Cold War radio relic signs off for last time
23 March 2006, PALS — A controlled explosion destroyed a complex of 13 radio antennas installed by the United States in 1955 to beam programmes to the former Soviet Union during the Cold War.
23 March 2006
PALS — A controlled explosion destroyed a complex of 13 radio antennas installed by the United States in 1955 to beam programmes to the former Soviet Union during the Cold War.
From a beach in Catalonia, those antennas - seven of them standing 165 meters (541 feet) tall and the rest just under half that size - relayed the signals of Radio Liberty.
Between 1955 and 2001, the Pals complex carried millions of news and opinion programmes that opened with the phrase "Govorit Radio Svoboda" (Radio Liberty Speaks).
The idea of building what was one of the most powerful broadcasting arrays operating in Europe in the second half of the 20th century emerged from the U.S. government-funded American Committee for the Liberation of the Peoples of Russia.

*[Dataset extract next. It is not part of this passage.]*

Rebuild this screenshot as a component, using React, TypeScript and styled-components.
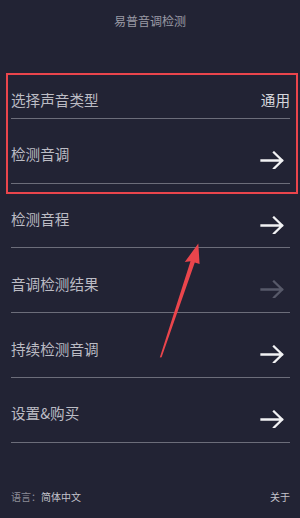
import React from "react";
import styled, { createGlobalStyle } from "styled-components";

const GlobalStyle = createGlobalStyle`
  html, body {
    margin: 0;
    padding: 0;
    background: #222334;
  }
  body {
    font-family: "Noto Sans CJK SC", "Noto Sans", sans-serif;
  }
  * { box-sizing: border-box; }
`;

const Page = styled.div`
  position: relative;
  width: 300px;
  height: 518px;
  overflow: hidden;
  background: #222334;
  display: flex;
  flex-direction: column;
`;

const Header = styled.header`
  height: 54px;
  padding-top: 10px;
  text-align: center;
  font-size: 12px;
  line-height: 21px;
  color: #9a9aa5;
`;

const List = styled.div`
  display: flex;
  flex-direction: column;
  padding: 0 10px 0 11px;
`;

const Row = styled.div<{ $picker?: boolean }>`
  height: 64.75px;
  padding-top: ${(p) => (p.$picker ? "36px" : "25.5px")};
  display: flex;
  align-items: flex-start;
  justify-content: space-between;
  border-bottom: 1px solid #6c6d7a;
`;

const Label = styled.span`
  font-size: 14.6px;
  line-height: 20px;
  color: #bcbcc4;
`;

const Value = styled.span`
  font-size: 14.6px;
  line-height: 20px;
  color: #d6d6dc;
`;

const ArrowIcon = styled.svg<{ $muted?: boolean }>`
  width: 24px;
  height: 18px;
  margin-top: 6.5px;
  margin-right: 6px;
  color: ${(p) => (p.$muted ? "#575969" : "#f2f2f4")};
`;

const Footer = styled.footer`
  margin-top: auto;
  padding: 0 10px 14px 11px;
  display: flex;
  justify-content: space-between;
  font-size: 10px;
  line-height: 14px;
`;

const Muted = styled.span`
  color: #8c8c97;
`;

const Light = styled.span`
  color: #c4c4cc;
`;

const Highlight = styled.div`
  position: absolute;
  left: 6px;
  top: 73px;
  width: 292px;
  height: 121px;
  border: 2.5px solid #ea454c;
  pointer-events: none;
`;

const Annotation = styled.svg`
  position: absolute;
  left: 0;
  top: 0;
  width: 300px;
  height: 518px;
  pointer-events: none;
`;

const Arrow = ({ muted }: { muted?: boolean }) => (
  <ArrowIcon $muted={muted} viewBox="0 0 24 18" fill="none">
    <path
      d="M1.5 9.5 H22 M14 1.5 L22.2 9.5 L14 17.5"
      stroke="currentColor"
      strokeWidth="2.3"
      strokeLinecap="square"
      strokeLinejoin="miter"
    />
  </ArrowIcon>
);

const items: { label: string; muted?: boolean }[] = [
  { label: "检测音调" },
  { label: "检测音程" },
  { label: "音调检测结果", muted: true },
  { label: "持续检测音调" },
  { label: "设置&购买" },
];

export default function App() {
  return (
    <>
      <GlobalStyle />
      <Page>
        <Header>易普音调检测</Header>
        <List>
          <Row $picker>
            <Label>选择声音类型</Label>
            <Value>通用</Value>
          </Row>
          {items.map((it) => (
            <Row key={it.label}>
              <Label>{it.label}</Label>
              <Arrow muted={it.muted} />
            </Row>
          ))}
        </List>
        <Footer>
          <span>
            <Muted>语言：</Muted>
            <Light>简体中文</Light>
          </span>
          <Light>关于</Light>
        </Footer>
        <Highlight />
        <Annotation viewBox="0 0 300 518">
          <polygon
            points="198.3,243.5 184.8,262 190.5,261.3 159.8,357.5 161.6,357.3 194.8,262.6 199.6,264"
            fill="#ea454c"
          />
        </Annotation>
      </Page>
    </>
  );
}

The committee settled on the shoreline of this medieval village - then a farming community of some 500 residents - because it was far from a built-up or wooded area and close to the sea, a good reflector for shortwave-radio signals.
The U.S. government paid about EUR 41,436 to buy the 333,500 square meters (82 acres) where the antennas were put up.
Locals like to claim that former Soviet president Mikhail Gorbachev was able to keep abreast of events during the abortive 1991 coup against his government by listening to Radio Liberty transmissions from Pals.
Radio Liberty, whose studios were in west-central Germany, was merged in 1973 with Munich-based Radio Free Europe. In 1995, the combined station relocated to Prague.